Overview of the PDF.js Architecture
To understand how we added support for forms and tagged PDFs, it’s first important to understand some basics about how the PDF viewer (PDF.js) works in Firefox.

First, PDF.js will fetch and parse the document in a web worker. The parsed document will then generate drawing instructions. PDF.js sends them to the main thread and draws them on an HTML5 canvas element.

Besides the canvas, PDF.js potentially creates three more layers that are displayed on top of it. The first layer, the text layer, enables text selection and search. It contains span elements that are transparent and line up with the text drawn below them on the canvas. The other two layers are the Annotation/AcroForm layer and the XFA form layer. They support form filling and we will describe them in more detail below.

Filling Forms (AcroForms)

AcroForms are one of two types of forms that PDF supports, the most common type of form.

AcroForm structure

Within a PDF file, the form elements are stored in the annotation data. Annotations in PDF are separate elements from the main content of a document. They are often used for things like taking notes on a document or drawing on top of a document. AcroForm annotation elements support user input similar to HTML input e.g. text, check boxes, radio buttons.

AcroForm implementation

In PDF.js, we parse a PDF file and create the annotations in a web worker. Then, we send them out from the worker and render them in the main process using HTML elements inserted in a div (annotation layer). We render this annotation layer, composed of HTML elements, on top of the canvas layer.

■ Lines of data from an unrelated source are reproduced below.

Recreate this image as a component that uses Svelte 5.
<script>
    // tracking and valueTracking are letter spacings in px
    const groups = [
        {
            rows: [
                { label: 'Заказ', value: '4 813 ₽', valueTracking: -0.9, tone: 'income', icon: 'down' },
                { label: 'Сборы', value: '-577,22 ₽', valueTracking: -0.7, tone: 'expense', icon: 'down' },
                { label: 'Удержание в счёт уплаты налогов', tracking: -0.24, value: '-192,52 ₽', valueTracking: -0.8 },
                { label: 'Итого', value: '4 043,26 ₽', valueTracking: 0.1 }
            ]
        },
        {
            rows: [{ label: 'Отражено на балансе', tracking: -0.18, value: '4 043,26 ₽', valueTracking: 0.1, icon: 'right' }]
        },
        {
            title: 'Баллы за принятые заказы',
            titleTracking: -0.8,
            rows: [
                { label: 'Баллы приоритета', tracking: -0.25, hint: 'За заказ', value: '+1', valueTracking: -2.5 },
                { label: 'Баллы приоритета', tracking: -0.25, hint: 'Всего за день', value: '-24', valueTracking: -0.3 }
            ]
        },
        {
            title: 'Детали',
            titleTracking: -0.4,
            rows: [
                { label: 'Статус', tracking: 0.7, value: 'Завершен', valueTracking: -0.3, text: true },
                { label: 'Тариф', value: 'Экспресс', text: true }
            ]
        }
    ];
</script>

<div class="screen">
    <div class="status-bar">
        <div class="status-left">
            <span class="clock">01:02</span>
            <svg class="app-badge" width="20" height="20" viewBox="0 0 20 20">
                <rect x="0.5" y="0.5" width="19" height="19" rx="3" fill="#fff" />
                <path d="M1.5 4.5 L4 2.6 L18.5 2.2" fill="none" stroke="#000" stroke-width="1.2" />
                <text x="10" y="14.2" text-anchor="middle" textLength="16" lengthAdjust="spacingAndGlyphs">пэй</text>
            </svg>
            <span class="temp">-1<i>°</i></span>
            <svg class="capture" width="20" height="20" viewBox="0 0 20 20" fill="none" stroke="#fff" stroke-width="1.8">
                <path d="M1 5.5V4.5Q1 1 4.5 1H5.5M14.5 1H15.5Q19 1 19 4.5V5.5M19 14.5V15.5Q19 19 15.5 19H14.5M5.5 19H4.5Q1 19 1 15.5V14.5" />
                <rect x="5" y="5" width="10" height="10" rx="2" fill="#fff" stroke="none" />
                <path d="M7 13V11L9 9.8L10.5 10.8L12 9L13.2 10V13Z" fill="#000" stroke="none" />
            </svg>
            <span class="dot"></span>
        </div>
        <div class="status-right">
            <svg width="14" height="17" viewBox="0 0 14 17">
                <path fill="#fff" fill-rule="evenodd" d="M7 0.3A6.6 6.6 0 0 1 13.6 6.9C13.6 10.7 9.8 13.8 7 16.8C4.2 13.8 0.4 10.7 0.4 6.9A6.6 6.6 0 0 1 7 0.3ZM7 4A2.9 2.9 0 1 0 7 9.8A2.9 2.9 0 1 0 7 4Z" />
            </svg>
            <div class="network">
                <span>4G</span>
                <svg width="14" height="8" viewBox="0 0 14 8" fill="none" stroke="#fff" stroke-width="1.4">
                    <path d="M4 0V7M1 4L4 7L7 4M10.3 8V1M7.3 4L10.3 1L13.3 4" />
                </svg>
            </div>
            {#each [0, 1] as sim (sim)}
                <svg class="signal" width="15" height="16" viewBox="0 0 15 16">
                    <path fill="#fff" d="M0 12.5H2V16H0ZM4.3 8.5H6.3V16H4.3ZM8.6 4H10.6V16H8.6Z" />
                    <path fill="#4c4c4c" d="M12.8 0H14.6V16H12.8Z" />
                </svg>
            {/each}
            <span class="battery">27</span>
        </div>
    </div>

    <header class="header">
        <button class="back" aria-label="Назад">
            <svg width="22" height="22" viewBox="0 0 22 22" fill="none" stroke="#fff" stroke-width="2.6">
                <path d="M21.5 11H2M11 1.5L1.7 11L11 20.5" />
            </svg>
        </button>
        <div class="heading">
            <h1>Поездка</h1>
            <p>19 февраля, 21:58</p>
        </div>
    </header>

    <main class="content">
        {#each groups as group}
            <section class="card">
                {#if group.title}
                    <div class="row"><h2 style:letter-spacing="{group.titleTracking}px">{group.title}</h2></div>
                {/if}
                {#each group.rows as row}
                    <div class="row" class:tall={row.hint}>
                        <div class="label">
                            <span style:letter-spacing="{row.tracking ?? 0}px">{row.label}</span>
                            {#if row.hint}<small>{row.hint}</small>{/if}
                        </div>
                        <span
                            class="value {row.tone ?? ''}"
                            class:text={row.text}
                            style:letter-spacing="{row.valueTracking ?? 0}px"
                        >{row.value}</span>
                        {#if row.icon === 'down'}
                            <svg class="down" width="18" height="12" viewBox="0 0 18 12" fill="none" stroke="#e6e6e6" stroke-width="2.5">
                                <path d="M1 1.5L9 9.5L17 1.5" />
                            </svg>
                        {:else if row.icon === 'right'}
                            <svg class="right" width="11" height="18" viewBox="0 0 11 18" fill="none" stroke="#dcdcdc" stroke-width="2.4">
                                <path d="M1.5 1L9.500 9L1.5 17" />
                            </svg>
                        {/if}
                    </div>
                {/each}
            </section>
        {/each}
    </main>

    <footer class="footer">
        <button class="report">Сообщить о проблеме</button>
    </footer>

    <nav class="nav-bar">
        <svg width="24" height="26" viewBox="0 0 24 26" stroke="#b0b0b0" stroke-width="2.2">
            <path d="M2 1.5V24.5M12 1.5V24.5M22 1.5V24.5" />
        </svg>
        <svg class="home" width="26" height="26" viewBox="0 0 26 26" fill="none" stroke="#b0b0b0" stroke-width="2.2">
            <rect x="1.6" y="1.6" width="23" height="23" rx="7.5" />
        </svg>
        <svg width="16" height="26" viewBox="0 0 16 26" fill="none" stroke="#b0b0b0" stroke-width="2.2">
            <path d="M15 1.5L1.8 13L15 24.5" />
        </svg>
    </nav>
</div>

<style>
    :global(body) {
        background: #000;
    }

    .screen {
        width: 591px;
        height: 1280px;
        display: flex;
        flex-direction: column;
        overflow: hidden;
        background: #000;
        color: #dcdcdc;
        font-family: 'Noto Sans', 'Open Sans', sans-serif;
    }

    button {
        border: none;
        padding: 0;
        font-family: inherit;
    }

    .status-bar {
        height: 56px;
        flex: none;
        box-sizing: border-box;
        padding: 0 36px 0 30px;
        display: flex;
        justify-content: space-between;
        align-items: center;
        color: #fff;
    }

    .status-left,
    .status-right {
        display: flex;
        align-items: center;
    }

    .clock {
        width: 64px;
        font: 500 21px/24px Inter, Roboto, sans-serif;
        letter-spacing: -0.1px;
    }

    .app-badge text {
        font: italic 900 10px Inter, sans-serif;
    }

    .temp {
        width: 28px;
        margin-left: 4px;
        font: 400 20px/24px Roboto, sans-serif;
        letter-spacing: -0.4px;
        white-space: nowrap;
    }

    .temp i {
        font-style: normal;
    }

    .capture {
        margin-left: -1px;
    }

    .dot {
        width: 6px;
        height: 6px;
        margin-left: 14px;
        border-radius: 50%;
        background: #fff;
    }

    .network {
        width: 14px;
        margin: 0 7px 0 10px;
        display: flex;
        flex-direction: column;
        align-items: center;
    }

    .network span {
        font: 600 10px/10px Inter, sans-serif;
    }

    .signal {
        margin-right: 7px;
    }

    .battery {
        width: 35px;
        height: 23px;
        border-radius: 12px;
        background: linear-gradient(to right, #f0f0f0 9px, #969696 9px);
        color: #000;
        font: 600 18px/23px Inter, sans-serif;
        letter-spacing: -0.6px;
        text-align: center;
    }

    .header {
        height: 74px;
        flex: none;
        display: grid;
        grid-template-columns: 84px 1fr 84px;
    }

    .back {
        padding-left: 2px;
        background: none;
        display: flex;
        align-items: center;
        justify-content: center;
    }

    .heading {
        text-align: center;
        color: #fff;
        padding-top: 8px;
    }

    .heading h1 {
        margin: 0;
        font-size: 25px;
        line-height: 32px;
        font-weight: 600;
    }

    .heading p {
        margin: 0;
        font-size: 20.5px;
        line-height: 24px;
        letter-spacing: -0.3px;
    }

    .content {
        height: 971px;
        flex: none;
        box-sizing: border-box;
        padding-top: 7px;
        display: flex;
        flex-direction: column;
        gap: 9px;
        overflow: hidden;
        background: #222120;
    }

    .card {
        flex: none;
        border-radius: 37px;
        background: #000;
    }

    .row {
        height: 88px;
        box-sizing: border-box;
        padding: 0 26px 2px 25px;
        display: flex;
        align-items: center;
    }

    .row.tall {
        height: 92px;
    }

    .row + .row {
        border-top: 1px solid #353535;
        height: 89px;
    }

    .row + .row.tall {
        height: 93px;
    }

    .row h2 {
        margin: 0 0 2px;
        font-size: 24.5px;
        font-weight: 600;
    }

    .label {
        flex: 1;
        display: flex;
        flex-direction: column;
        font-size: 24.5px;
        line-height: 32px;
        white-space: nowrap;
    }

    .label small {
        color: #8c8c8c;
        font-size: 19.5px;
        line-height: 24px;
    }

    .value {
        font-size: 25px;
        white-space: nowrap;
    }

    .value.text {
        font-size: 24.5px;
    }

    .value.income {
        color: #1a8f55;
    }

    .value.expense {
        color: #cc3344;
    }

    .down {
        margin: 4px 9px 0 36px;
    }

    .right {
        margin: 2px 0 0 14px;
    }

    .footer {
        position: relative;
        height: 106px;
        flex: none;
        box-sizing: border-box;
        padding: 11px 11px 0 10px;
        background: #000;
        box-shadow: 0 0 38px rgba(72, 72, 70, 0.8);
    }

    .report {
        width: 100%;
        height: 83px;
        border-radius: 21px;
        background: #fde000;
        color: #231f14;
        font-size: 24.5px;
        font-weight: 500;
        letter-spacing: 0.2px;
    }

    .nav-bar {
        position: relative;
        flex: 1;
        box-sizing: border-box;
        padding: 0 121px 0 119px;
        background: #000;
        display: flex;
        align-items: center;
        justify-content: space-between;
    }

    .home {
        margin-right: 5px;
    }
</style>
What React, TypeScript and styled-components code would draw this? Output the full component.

The annotation layer works well for displaying the form elements in the browser, but it was not compatible with the way PDF.js supports printing. When printing a PDF, we draw its contents on a special printing canvas, insert it into the current document and send it to the printer. To support printing form elements with user input, we needed to draw them on the canvas.

By inspecting (with the help of the qpdf tool) the raw PDF data of forms saved using other tools, we discovered that we needed to save the appearance of a filled field by using some PDF drawing instructions, and that we could support both saving and printing with a common implementation.

To generate the field appearance, we needed to get the values entered by the user. We introduced an object called annotationStorage to store those values by using callback functions in the corresponding HTML elements. The annotationStorage is then passed to the worker when saving or printing, and the values for each annotation are used to create an appearance.

Example PDF.js Form Rendering

On top a filled form in Firefox and on bottom the printed PDF opened in Evince.

Safely Executing JavaScript within PDFs

Thanks to our Telemetry, we discovered that many forms contain and use embedded JavaScript code (yes, that’s a thing!).

JavaScript in PDFs can be used for many things, but is most commonly used to validate data entered by the user or automatically calculate formulas. For example, in this PDF, tax calculations are performed automatically starting from user input. Since this feature is common and helpful to users, we set out to implement it in PDF.js.

The alternatives

From the start of our JavaScript implementation, our main concern was security. We did not want PDF files to become a new vector for attacks. Embedded JS code must be executed when a PDF is loaded or on events generated by form elements (focus, input, …).

We investigated using the following:

  1. JS eval function
  2. JS engine compiled in WebAssembly with emscripten
  3. Firefox JS engine ComponentUtils.Sandbox

The first option, while simple, was immediately discarded since running untrusted code in eval is very unsafe.

Option two, using a JS engine compiled with WebAssembly, was a strong contender since it would work with the built-in Firefox PDF viewer and the version of PDF.js that can be used in regular websites. However, it would have been a large new attack surface to audit. It would have also considerably increased the size of PDF.js and it would have been slower.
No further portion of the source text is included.